Al día siguiente del cumpleaños me percato más cercano al final, a tentar casi con mis manos los huesos inermes de la huesa y al pensar en ella, pensé también en lo que será el lecho en el que acaso me duerma por más tiempo y no éste en el que me frivolizo, fútil. He visto estas camas eternas porque me gusta visitar los cementerios y contemplar las tumbas ilustres por las ricas rocas que los cubren. En Roma iba constantemente a uno que quedaba cerca de mi casa en Parioli, y también iba solo caminando hasta Villa Julia y en todos esos momentos estéticos me llegaba el aliento de la muerte, pero también todo el ardor de la vida, en el mármol eterno de la estatuaria que me rodeaba como en un museo andante.

En el acto venía también a mi “celebro” don Francisco de Quevedo y su “polvo enamorado”. El polvo enamorado de Quevedo es un poderoso revulsivo en mi cabeza que me lanza de un tiempo a otro y de la muerte a la vida sin pasar por melodramas. Todo es natural (el día de mi nacimiento que hace poco celebré) como el día de mi muerte que tal vez dentro de poco celebrarán porque para muchos será día festivo. Dos revulsivos. Polvo eres y en polvo te convertirás, dice el mágico mandato. Vida eres y en vida te convertirás. Todo. Uno y tiempo y Vida.

II
La memoria documenta el recuerdo inmarcesible de Todos los Santos y de los Fieles Difuntos. Esto es lo que queremos creer para que nuestros propios recuerdos queden salvaguardados en el pensamiento de quienes permanecerán por algo más en los años del porvenir. Es la memoria acaso el más portentoso componente del alma. Sin ella ni los dioses sobreviven porque la memoria fue diosa (Mnemósine) del Olimpo omnisapiente. Vivimos en ella acurrucados y esperando con ansiedad que nadie nos mire y nos eche del rincón de la reminiscencia claro oscura.

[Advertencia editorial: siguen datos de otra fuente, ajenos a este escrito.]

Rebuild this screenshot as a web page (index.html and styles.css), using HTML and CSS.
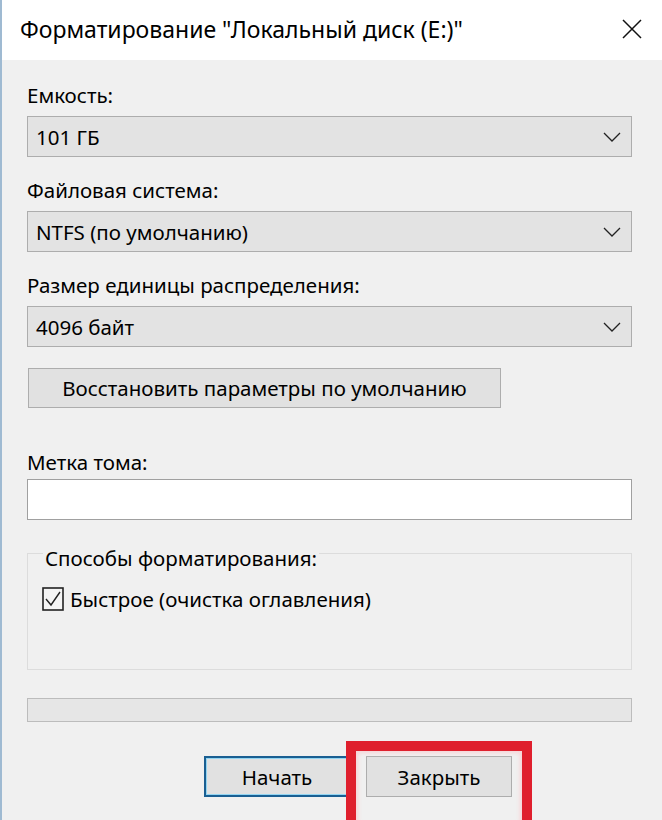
FILE: index.html
```html
<!DOCTYPE html>
<html lang="ru">

<head>
  <meta charset="UTF-8">
  <meta name="viewport" content="width=device-width, initial-scale=1.0">
  <title>Форматирование</title>
  <link rel="stylesheet" href="styles.css">
</head>

<body>
  <div class="window">
    <div class="titlebar">
      <span class="title">Форматирование "Локальный диск (E:)"</span>
      <svg class="close" width="20" height="20" viewBox="0 0 20 20">
        <path d="M1 1 L19 19 M19 1 L1 19" stroke="#111" stroke-width="1.5" fill="none" />
      </svg>
    </div>

    <div class="content">
      <div class="label">Емкость:</div>
      <div class="select">
        <span>101 ГБ</span>
        <svg class="chevron" width="18" height="10" viewBox="0 0 18 10">
          <path d="M1 1 L9 9 L17 1" stroke="#222" stroke-width="1.3" fill="none" />
        </svg>
      </div>

      <div class="label">Файловая система:</div>
      <div class="select">
        <span>NTFS (по умолчанию)</span>
        <svg class="chevron" width="18" height="10" viewBox="0 0 18 10">
          <path d="M1 1 L9 9 L17 1" stroke="#222" stroke-width="1.3" fill="none" />
        </svg>
      </div>

      <div class="label">Размер единицы распределения:</div>
      <div class="select">
        <span>4096 байт</span>
        <svg class="chevron" width="18" height="10" viewBox="0 0 18 10">
          <path d="M1 1 L9 9 L17 1" stroke="#222" stroke-width="1.3" fill="none" />
        </svg>
      </div>

      <div class="button restore">Восстановить параметры по умолчанию</div>

      <div class="label volume-label">Метка тома:</div>
      <div class="textbox"></div>

      <fieldset class="group">
        <legend>Способы форматирования:</legend>
        <div class="check-row">
          <svg class="checkbox" width="22" height="24" viewBox="0 0 22 24">
            <rect x="1" y="1" width="20" height="22" stroke="#222" stroke-width="1.6" fill="#f4f4f4" />
            <path d="M4 12 L9 18 L18 5" stroke="#222" stroke-width="1.4" fill="none" />
          </svg>
          <span>Быстрое (очистка оглавления)</span>
        </div>
      </fieldset>

      <div class="progress"></div>

      <div class="actions">
        <div class="button default">Начать</div>
        <div class="button highlighted">Закрыть</div>
      </div>
    </div>
  </div>
</body>

</html>
```

FILE: styles.css
```css
body {
  margin: 0;
  font-family: "Noto Sans", "Open Sans", sans-serif;
  color: #000;
}

.window {
  width: 662px;
  height: 820px;
  overflow: hidden;
  background: #f0f0f0;
  border-left: 2px solid #9fbad2;
  box-sizing: border-box;
}

.titlebar {
  height: 60px;
  background: #fff;
  display: flex;
  align-items: center;
  justify-content: space-between;
  padding: 0 20px 0 18px;
}

.title {
  font-size: 23px;
  margin-top: -2px;
}

.close {
  margin-top: -2px;
}

.content {
  padding: 23px 30px 0 25px;
  font-size: 20.5px;
}

.label {
  line-height: 24px;
  margin-bottom: 9px;
}

.select {
  height: 39px;
  border: 1px solid #adadad;
  background: #e3e3e3;
  display: flex;
  align-items: center;
  justify-content: space-between;
  padding: 0 10px 0 8px;
  margin-bottom: 21px;
}

.button {
  height: 39px;
  border: 1px solid #adadad;
  background: #e1e1e1;
  display: flex;
  align-items: center;
  justify-content: center;
  box-sizing: border-box;
}

.restore {
  width: 473px;
  height: 40px;
  margin: 8px 0 0 1px;
}

.volume-label {
  margin-top: 42px;
  margin-bottom: 5px;
}

.textbox {
  height: 39px;
  border: 1px solid #a0a0a0;
  background: #fff;
}

.group {
  margin: 18px 0 0;
  padding: 16px 14px 0 14px;
  border: 1px solid #dcdcdc;
  box-sizing: border-box;
  height: 132px;
}

.group legend {
  padding: 9px 2px 0;
  margin-left: 1px;
  line-height: 22px;
}

.check-row {
  display: flex;
  align-items: center;
  gap: 6px;
}

.progress {
  margin-top: 28px;
  height: 24px;
  border: 1px solid #bcbcbc;
  background: #e6e6e6;
  box-sizing: border-box;
}

.actions {
  display: flex;
  gap: 16px;
  margin: 34px 0 0 177px;
}

.actions .button {
  width: 146px;
  height: 41px;
}

.default {
  border: 2px solid #1a5f92;
  box-shadow: inset 0 0 0 1px #93d5f2;
}

.highlighted {
  position: relative;
}

.highlighted::after {
  content: "";
  position: absolute;
  left: -21px;
  right: -21px;
  top: -16px;
  bottom: -40px;
  border: 10px solid #df1f2d;
  box-shadow: inset 0 0 4px 2px #f7d3d6;
}
```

En estos días de Santos y Difuntos se torna uniforme el color de lo religioso. Pues aunque yo me confiese absolutamente agnóstico, la cultura que me envuelve es la de Cristo, lo cristiano con aroma a incienso que recuerdo en los pebeteros añosos y carbonizados de los viejos templos de mi infancia piadosa. Por eso me llaman -y no yo, sino otros- “cristiano” porque recibí las aguas del bautismo y con ella la impronta fuerte de celebrar a santos y difuntos.

No puedo –ateamente- dejar de ¡sentir!, inmensamente la vida y la muerte de mis cementerios ladinos donde comemos con la muerte y saboreamos jocotes y calabazas con una miel negra y cargada de aromas como la tierra que un día “cristianamente” nos envolverá lo ojos con los que en entonces veremos más allá del bien y del mal.

La cristiandad se asoma sin erudiciones y contrita al surco por donde perderá los ojos. Los agnósticos creativos vemos salir el sol por donde no se asoma. Cedemos. Parecemos creer y caminar con la muchedumbre hacia el cementerio o la iglesia. Pero muy en el fondo de nuestros corazones sabemos que todo ello no es más que el oropel con que se cubre a la muerte para ignorarla y para hundirnos en la vida con una desesperación sin límites.